Marvel at the Trailer for ‘Only Yesterday,’ Studio Ghibli’s Forgotten MasterpieceCharles Bramesco |
To American audiences, Studio Ghibli must be the biggest name in overseas animation, having brought domestic cineplexes such visually sumptuous, emotionally affecting films as The Wind Rises, Howl’s Moving Castle, and Spirited Away to our fair shores. (That last one earned team Ghibli the Oscar for Best Animated Feature back in 2003, a first for the studio.) Those three films all happen to have been created by now-retired Ghibli head Hayao Miyazaki, but as the mind behind The Tale of the Princess Kaguya, Pom Poko, and Grave of the Fireflies, animator Isao Takahata has been just as crucial to the studio’s stellar track record.
Takahata was the brain behind another Ghibli picture by the title of Only Yesterday, informally understood to be the studio’s forgotten masterpiece. The 1991 film played like gangbusters in its native Japan, but with Ghibli’s relatively minor stature in America at the time, combined with the absence of fantastical elements that characterized many of the other Ghibli releases, it never received a U.S. release, or even a home-video format for domestic markets. Ghibli completists have long obsessed over this hard-to-find gem, but at long last, the film is preparing to make the long voyage across the Pacific.
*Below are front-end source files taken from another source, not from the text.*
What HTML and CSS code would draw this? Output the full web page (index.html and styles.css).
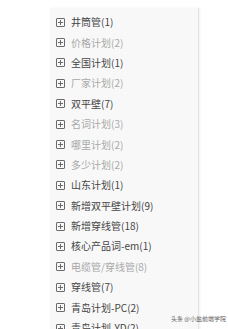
FILE: index.html
```html
<!DOCTYPE html>
<html lang="zh">
<head>
<meta charset="utf-8">
<link rel="stylesheet" href="styles.css">
</head>
<body>
<div class="panel">
  <ul class="tree">
    <li class="row"><span class="box"></span><span class="label">井筒管(1)</span></li>
    <li class="row muted"><span class="box"></span><span class="label">价格计划(2)</span></li>
    <li class="row"><span class="box"></span><span class="label">全国计划(1)</span></li>
    <li class="row muted"><span class="box"></span><span class="label">厂家计划(2)</span></li>
    <li class="row"><span class="box"></span><span class="label">双平壁(7)</span></li>
    <li class="row muted"><span class="box"></span><span class="label">名词计划(3)</span></li>
    <li class="row muted"><span class="box"></span><span class="label">哪里计划(2)</span></li>
    <li class="row muted"><span class="box"></span><span class="label">多少计划(2)</span></li>
    <li class="row"><span class="box"></span><span class="label">山东计划(1)</span></li>
    <li class="row"><span class="box"></span><span class="label">新增双平壁计划(9)</span></li>
    <li class="row"><span class="box"></span><span class="label">新增穿线管(18)</span></li>
    <li class="row"><span class="box"></span><span class="label">核心产品词-em(1)</span></li>
    <li class="row muted"><span class="box"></span><span class="label">电缆管/穿线管(8)</span></li>
    <li class="row"><span class="box"></span><span class="label">穿线管(7)</span></li>
    <li class="row"><span class="box"></span><span class="label">青岛计划-PC(2)</span></li>
    <li class="row"><span class="box"></span><span class="label">青岛计划-YD(2)</span></li>
  </ul>
</div>
<div class="watermark">头条 @小盐前端学院</div>
</body>
</html>
```
FILE: styles.css
```css
html, body {
  margin: 0;
  padding: 0;
  background: #ffffff;
  overflow: hidden;
  height: 329px;
}
body {
  font-family: "Noto Sans CJK SC", "Noto Sans", sans-serif;
}
.panel {
  margin: 8px 0 0 50px;
  width: 149px;
  height: 340px;
  background: #f8f8f8;
  border-right: 1px solid #e2e2e2;
  box-shadow: 1px 0 2px rgba(0,0,0,0.06);
  padding-top: 4px;
  box-sizing: border-box;
}
.tree {
  list-style: none;
  margin: 0;
  padding: 0;
}
.row {
  display: flex;
  align-items: center;
  height: 20.4px;
  padding-left: 6px;
  gap: 6px;
  color: #454545;
  font-size: 10px;
  white-space: nowrap;
}
.row.muted {
  color: #a8a8a8;
}
.box {
  position: relative;
  width: 7px;
  height: 7px;
  border: 1px solid #6a6a6a;
  border-radius: 1px;
  flex: none;
}
.box::before,
.box::after {
  content: "";
  position: absolute;
  background: #6a6a6a;
}
.box::before {
  left: 1px;
  right: 1px;
  top: 3px;
  height: 1px;
}
.box::after {
  top: 1px;
  bottom: 1px;
  left: 3px;
  width: 1px;
}
.label {
  line-height: 1;
}
.watermark {
  position: absolute;
  left: 171px;
  top: 314px;
  font-size: 6px;
  color: #666;
  white-space: nowrap;
}
```
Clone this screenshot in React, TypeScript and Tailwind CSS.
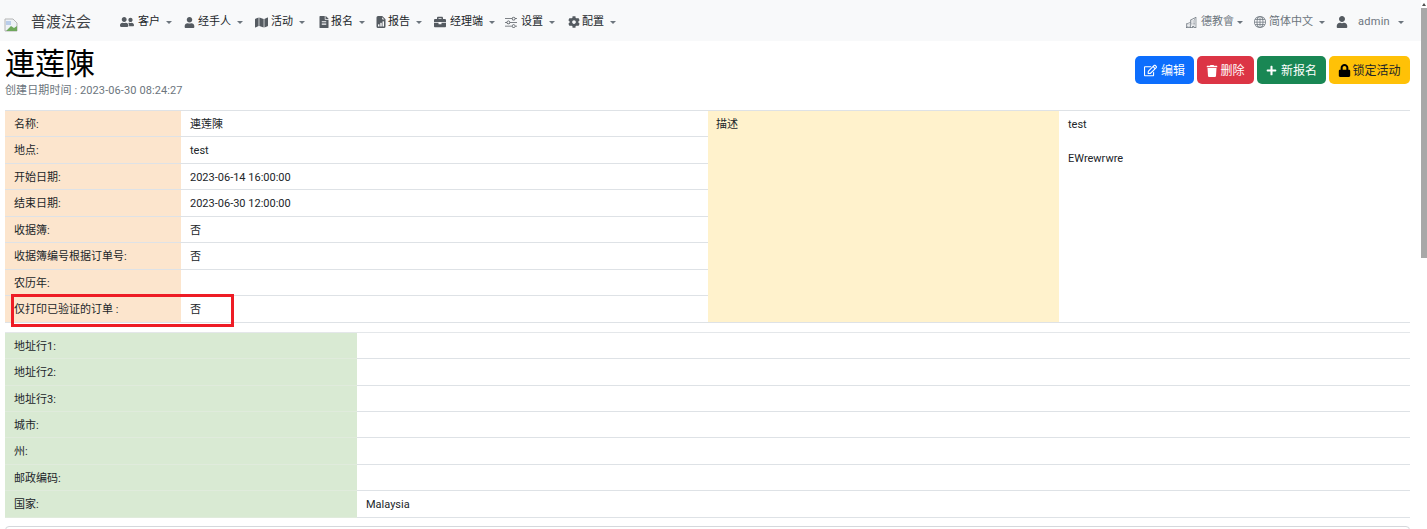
import React from "react";
import { FaUserFriends, FaUser, FaMap, FaFileAlt, FaBriefcase, FaCog, FaRegEdit, FaTrash, FaPlus, FaLock } from "react-icons/fa";
import { BsFileEarmarkBarGraphFill, BsSliders, BsBuildings, BsGlobe } from "react-icons/bs";

const FONT = { fontFamily: 'Roboto,"Noto Sans CJK SC",sans-serif' };

function Caret({ className = "" }: { className?: string }) {
  return <span className={"inline-block w-0 h-0 border-x-[3px] border-x-transparent border-t-[3.5px] border-t-[#6c757d] " + className} />;
}

function NavItem({ icon, label, iconWidth, margin }: { icon: React.ReactNode; label: string; iconWidth: string; margin: string }) {
  return (
    <div className={"flex items-center text-[11px] text-[#212529] whitespace-nowrap " + margin}>
      <span className={"text-[#555b61] text-[12px] flex items-center " + iconWidth}>{icon}</span>
      <span>{label}</span>
      <Caret className="ml-[6px]" />
    </div>
  );
}

const info: [string, string][] = [
  ["名称:", "連莲陳"],
  ["地点:", "test"],
  ["开始日期:", "2023-06-14 16:00:00"],
  ["结束日期:", "2023-06-30 12:00:00"],
  ["收据簿:", "否"],
  ["收据簿编号根据订单号:", "否"],
  ["农历年:", ""],
  ["仅打印已验证的订单 :", "否"],
];

const address: [string, string][] = [
  ["地址行1:", ""],
  ["地址行2:", ""],
  ["地址行3:", ""],
  ["城市:", ""],
  ["州:", ""],
  ["邮政编码:", ""],
  ["国家:", "Malaysia"],
];

export default function App() {
  return (
    <div className="relative h-[529px] w-[1427px] overflow-hidden bg-white text-[#212529] text-[11px]" style={FONT}>
      <div className="w-[1421px]">
        <nav className="h-[41px] bg-[#f8f9fa] flex items-center justify-between pl-[4px] pr-[17px] pt-[3px]">
          <div className="flex items-center">
            <svg width="14" height="14" viewBox="0 0 14 14" className="mt-[5px]">
              <path d="M1 1h8l4 4v8H1z" fill="#eef2f7" stroke="#b5b5b5" />
              <path d="M2 3h5v4H2z" fill="#b9cdea" />
              <path d="M2 13l5-5 3 2 3-2v5z" fill="#6fa85c" />
            </svg>
            <span className="ml-[13px] text-[15px] text-[#3f4347] w-[75px] whitespace-nowrap">普渡法会</span>
            <div className="ml-[14px] flex items-center">
              <NavItem icon={<FaUserFriends className="text-[14px]" />} label="客户" iconWidth="w-[18px]" margin="ml-0" />
              <NavItem icon={<FaUser className="text-[11px] ml-[1px]" />} label="经手人" iconWidth="w-[15px]" margin="ml-[11px]" />
              <NavItem icon={<FaMap className="text-[13px]" />} label="活动" iconWidth="w-[16px]" margin="ml-[12px]" />
              <NavItem icon={<FaFileAlt className="text-[12px]" />} label="报名" iconWidth="w-[13px]" margin="ml-[13px]" />
              <NavItem icon={<BsFileEarmarkBarGraphFill className="text-[12px]" />} label="报告" iconWidth="w-[13px]" margin="ml-[10px]" />
              <NavItem icon={<FaBriefcase />} label="经理端" iconWidth="w-[16px]" margin="ml-[12px]" />
              <NavItem icon={<BsSliders />} label="设置" iconWidth="w-[16px]" margin="ml-[10px]" />
              <NavItem icon={<FaCog />} label="配置" iconWidth="w-[14px]" margin="ml-[13px]" />
            </div>
          </div>
          <div className="flex items-center text-[11px] text-[#6c757d] whitespace-nowrap">
            <BsBuildings className="text-[11px] mr-[4px]" />
            <span>德教會</span>
            <Caret className="ml-[3px]" />
            <BsGlobe className="text-[12px] ml-[11px] mr-[3px]" />
            <span>简体中文</span>
            <Caret className="ml-[6px]" />
            <FaUser className="text-[12px] ml-[11px] text-[#555b61]" />
            <span className="ml-[10px] tracking-[0.3px]">admin</span>
            <Caret className="ml-[8px]" />
          </div>
        </nav>

        <header className="h-[69px] flex justify-between pl-[5px] pr-[11px]">
          <div>
            <h1 className="text-[30px] leading-[44px] mt-[1px] text-black">連莲陳</h1>
            <p className="text-[11px] leading-[14px] tracking-[0.1px] text-[#6c757d] -mt-[2px]">创建日期时间 : 2023-06-30 08:24:27</p>
          </div>
          <div className="flex gap-[3px] mt-[15px] h-[28px] text-[12px]">
            <button className="flex items-center justify-center w-[59px] pt-[1px] rounded-[5px] bg-[#0d6efd] text-white"><FaRegEdit className="text-[13px] mr-[4px]" />编辑</button>
            <button className="flex items-center justify-center w-[57px] pt-[1px] rounded-[5px] bg-[#dc3545] text-white"><FaTrash className="text-[12px] mr-[2px]" />删除</button>
            <button className="flex items-center justify-center w-[69px] pt-[1px] rounded-[5px] bg-[#198754] text-white"><FaPlus className="text-[11px] mr-[4px]" />新报名</button>
            <button className="flex items-center justify-center w-[81px] pt-[1px] rounded-[5px] bg-[#ffc107] text-[#212529]"><FaLock className="text-[13px] text-black mr-[1px]" />锁定活动</button>
          </div>
        </header>

        <div className="ml-[5px] w-[1405px] border-t border-[#dee2e6] grid grid-cols-[703px_702px]">
          <div>
            {info.map(([k, v]) => (
              <div key={k} className="grid grid-cols-[176px_527px] grid-rows-[100%] h-[26.45px] border-b border-[#dee2e6] leading-[28px]">
                <div className="bg-[#fce5cd] pl-[9px] whitespace-nowrap">{k}</div>
                <div className="pl-[9px]">{v}</div>
              </div>
            ))}
          </div>
          <div className="grid grid-cols-[351px_351px] border-b border-[#dee2e6]">
            <div className="bg-[#fff2cc] pl-[8px] leading-[28px]">描述</div>
            <div className="pl-[9px] leading-[28px]">
              <div>test</div>
              <div className="mt-[6px]">EWrewrwre</div>
            </div>
          </div>
        </div>

        <div className="ml-[5px] mt-[9.4px] w-[1405px] border-t border-[#e4e7ea]">
          {address.map(([k, v]) => (
            <div key={k} className="grid grid-cols-[352px_1053px] grid-rows-[100%] h-[26.4px] border-b border-[#dee2e6] leading-[28px]">
              <div className="bg-[#d9ead3] pl-[9px] -mb-px border-b border-[#e0ebdc]">{k}</div>
              <div className="pl-[9px]">{v}</div>
            </div>
          ))}
        </div>

        <div className="ml-[5px] mt-[8px] w-[1405px] h-[20px] border border-[#d5d8dc] rounded-[4px]" />
      </div>

      <div className="absolute left-[11px] top-[294px] w-[223px] h-[33px] border-[3px] border-[#ee1c25]" />

      <div className="absolute right-0 top-0 w-[6px] h-full bg-white">
        <div className="mx-auto mt-[3px] w-0 h-0 border-x-[2px] border-x-transparent border-b-[3px] border-b-[#505050]" />
        <div className="mt-[2px] w-[6px] h-[250px] bg-[#a8a8a8]" />
      </div>
    </div>
  );
}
A new trailer has surfaced for the long-awaited American dub of Only Yesterday, due in American cinemas on February 26, 2016. Ascendant star Daisy Ridley steps in to voice our heroine Taeko, a self-possessed woman who spends the film figuring out who she is, what she wants, and how she can reconcile that with Japanese society’s demands of her. Dev Patel (Chappie) will also contribute vocal work in the role of Toshio, a young man who Taeko has sort of known her whole life, and yet never really known at all. The new trailer shows off Takahata’s gentle, faded animation style and Katz Hoshi’s lovely score. This one might be a difficult sell for the kids, but animation obsessives would do well to mark their calendars.